We have found evidence for proper motion at the 70σ-level, on average, in the lensed images of MG B2016+112 by analyzing two VLBI observations at 1.7 GHz that are separated by 15 years (see Fig. 4.5). In Section 4.4, we rule out the possibility that the proper motion is due to a shift in the lensing galaxy position, and we attribute it to a motion in the source. The source-plane reconstruction (see Fig. 4.7) shows that the de-lensed radio-loud object is quite complex, with two sets of two components moving in different directions. In this section, we investigate two possible interpretations for explaining the source morphology. First, we will explore the scenario where all of the sub-components belong to the same AGN. In this case, the motion is attributed to knots moving along the jets. Second, we will examine the possibility of having two separate radio-loud AGN in the source plane that are interacting with each other.

4.5.1

Single AGN scenario

Most jetted AGN show only one jet (Padovani et al., 2017). This is due to relativistic boosting, which enhances the radiation in the forward direction due to an approaching jet, and reduces the emission in the backward direction due to a receding jet (Scheuer & Readhead, 1979). However, according to the unified AGN model, if the jet and counter-jet are seen under a large viewing angle, it is possible to detect both of them, as for example in FR I type radio galaxies (Urry & Padovani, 1995). In these cases, it is expected that the counter-jet moves at sub-luminal velocities in an opposite direction with respect to the approaching jet, as seen for example in Centaurus A (Jones et al., 1996). MG B2016+112 shows two optically thin components, which can be potentially associated with a jet and a counter-jet (sources 2 and 3, respectively), as one is moving at super-luminal velocity (v2= 2.9c±0.2c), while the other has a sub-luminal velocity (v3 = 0.063c±0.004c).
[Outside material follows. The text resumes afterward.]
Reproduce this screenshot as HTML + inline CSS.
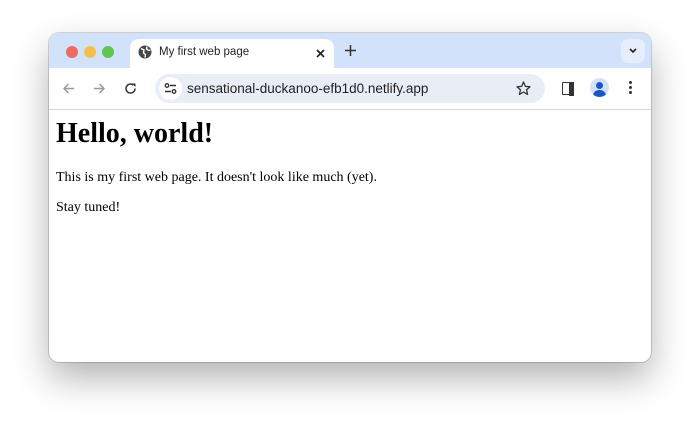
<!DOCTYPE html>
<html><head><style>
body{margin:0;width:700px;height:428px;background:#fff;position:relative;overflow:hidden;font-family:"Liberation Sans",sans-serif}
.win{position:absolute;left:49px;top:33px;width:602px;height:329px;border-radius:10px;background:#fff;box-shadow:0 16px 36px rgba(0,0,0,.3),0 0 0 1px rgba(0,0,0,.15);overflow:hidden}
.strip{position:absolute;left:0;top:0;width:602px;height:35px;background:#d3e2fb}
.dot{position:absolute;top:13px;width:12px;height:12px;border-radius:50%}
.tab{position:absolute;left:81px;top:6px;width:204px;height:29px;background:#fff;border-radius:9px 9px 0 0}
.tab span{position:absolute;left:29px;top:7px;font-size:11.5px;color:#1f1f1f}
.bar{position:absolute;left:0;top:35px;width:602px;height:41px;background:#fff;border-bottom:1px solid #d8d8d8}
.omni{position:absolute;left:106px;top:6px;width:390px;height:29px;border-radius:15px;background:#e9eef6}
.omni span{position:absolute;left:32px;top:7px;font-size:13.5px;color:#1f1f1f}
.content{position:absolute;left:0;top:77px;font-family:"Liberation Serif",serif;color:#000}
h1{position:absolute;left:7px;top:8px;margin:0;font-size:28px;white-space:nowrap}
p{position:absolute;left:7px;margin:0;font-size:14px;white-space:nowrap}
</style></head><body>
<div class="win">
<div class="strip">
<div class="dot" style="left:17px;background:#ec6a5f"></div>
<div class="dot" style="left:35px;background:#f4bf4f"></div>
<div class="dot" style="left:53px;background:#61c554"></div>
<div class="tab">
<svg style="position:absolute;left:8px;top:6px" width="14" height="14" viewBox="0 0 14 14"><circle cx="7" cy="7" r="6.5" fill="#474747"/><path d="M3 3.5 L6 5 L5.5 8 L7.5 9.5 L7 12.5 M9 1.5 L8.5 4 L11 5.5 L12.5 5" stroke="#fff" stroke-width="1.4" fill="none"/></svg>
<span>My first web page</span>
<svg style="position:absolute;left:186px;top:10px" width="9" height="9" viewBox="0 0 9 9"><path d="M1 1L8 8M8 1L1 8" stroke="#1f1f1f" stroke-width="1.6"/></svg>
</div>
<svg style="position:absolute;left:296px;top:12px" width="11" height="11" viewBox="0 0 11 11"><path d="M5.5 0V11M0 5.5H11" stroke="#333" stroke-width="1.5"/></svg>
<div style="position:absolute;left:572px;top:6px;width:24px;height:24px;border-radius:7px;background:#e6edfb"></div>
<svg style="position:absolute;left:580px;top:15px" width="8" height="6" viewBox="0 0 8 6"><path d="M1 1L4 4L7 1" stroke="#222" stroke-width="1.6" fill="none"/></svg>
</div>
<div class="bar">
<svg style="position:absolute;left:13px;top:14px" width="13" height="13" viewBox="0 0 13 13"><path d="M12 6.5H2M6.5 2L2 6.5L6.5 11" stroke="#9a9a9a" stroke-width="1.5" fill="none"/></svg>
<svg style="position:absolute;left:44px;top:14px" width="13" height="13" viewBox="0 0 13 13"><path d="M1 6.5H11M6.5 2L11 6.5L6.5 11" stroke="#9a9a9a" stroke-width="1.5" fill="none"/></svg>
<svg style="position:absolute;left:75px;top:14px" width="13" height="13" viewBox="0 0 13 13"><path d="M11 6.5A4.5 4.5 0 1 1 9.5 3.2" stroke="#333" stroke-width="1.5" fill="none"/><path d="M8 1.5H11.5V5Z" fill="#333"/></svg>
<div class="omni">
<div style="position:absolute;left:4px;top:3px;width:23px;height:23px;border-radius:50%;background:#fff"></div>
<svg style="position:absolute;left:9px;top:9px" width="13" height="11" viewBox="0 0 13 11"><circle cx="3" cy="2.5" r="1.8" stroke="#333" stroke-width="1.3" fill="none"/><path d="M6 2.5H12M1 8.5H7" stroke="#333" stroke-width="1.4"/><circle cx="10" cy="8.5" r="1.8" stroke="#333" stroke-width="1.3" fill="none"/></svg>
<span>sensational-duckanoo-efb1d0.netlify.app</span>
<svg style="position:absolute;left:361px;top:7px" width="15" height="15" viewBox="0 0 15 15"><path d="M7.5 1L9.4 5.4L14 5.8L10.5 8.8L11.6 13.4L7.5 11L3.4 13.4L4.5 8.8L1 5.8L5.6 5.4Z" stroke="#333" stroke-width="1.3" fill="none" stroke-linejoin="round"/></svg>
</div>
<div style="position:absolute;left:513px;top:14px;width:10px;height:11px;border:1.5px solid #333;border-radius:1px"></div>
<div style="position:absolute;left:520px;top:14px;width:5px;height:14px;background:#333"></div>
<div style="position:absolute;left:541px;top:10px;width:19px;height:19px;border-radius:50%;background:#d3e2fb;overflow:hidden">
<div style="position:absolute;left:6px;top:4px;width:7px;height:7px;border-radius:50%;background:#1b56c9"></div>
<div style="position:absolute;left:3px;top:12px;width:13px;height:8px;border-radius:6px 6px 0 0;background:#1b56c9"></div></div>
<div style="position:absolute;left:580px;top:13px;width:3px;height:3px;border-radius:50%;background:#333;box-shadow:0 5px 0 #333,0 10px 0 #333"></div>
</div>
<div class="content">
<h1>Hello, world!</h1>
<p style="top:60px">This is my first web page. It doesn't look like much (yet).</p>
<p style="top:90px">Stay tuned!</p>
</div>
</div>
</body></html>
To test this scenario, we use the apparent motion of these two optically thin source components (sources 2 and 3) to estimate the theoretical ratio between the flux density of the possible jet and counter jet. This value can then be compared with the intrinsic flux density ratio between the source components associated with the jet and counter-jet, namely the flux densities corrected for the magnification. Since source component A1–B1 moves at a higher velocity than component C11–C21, we assume that source 2 consists of a knot in the approaching jet, while source 3 could be a knot in the receding counter-jet.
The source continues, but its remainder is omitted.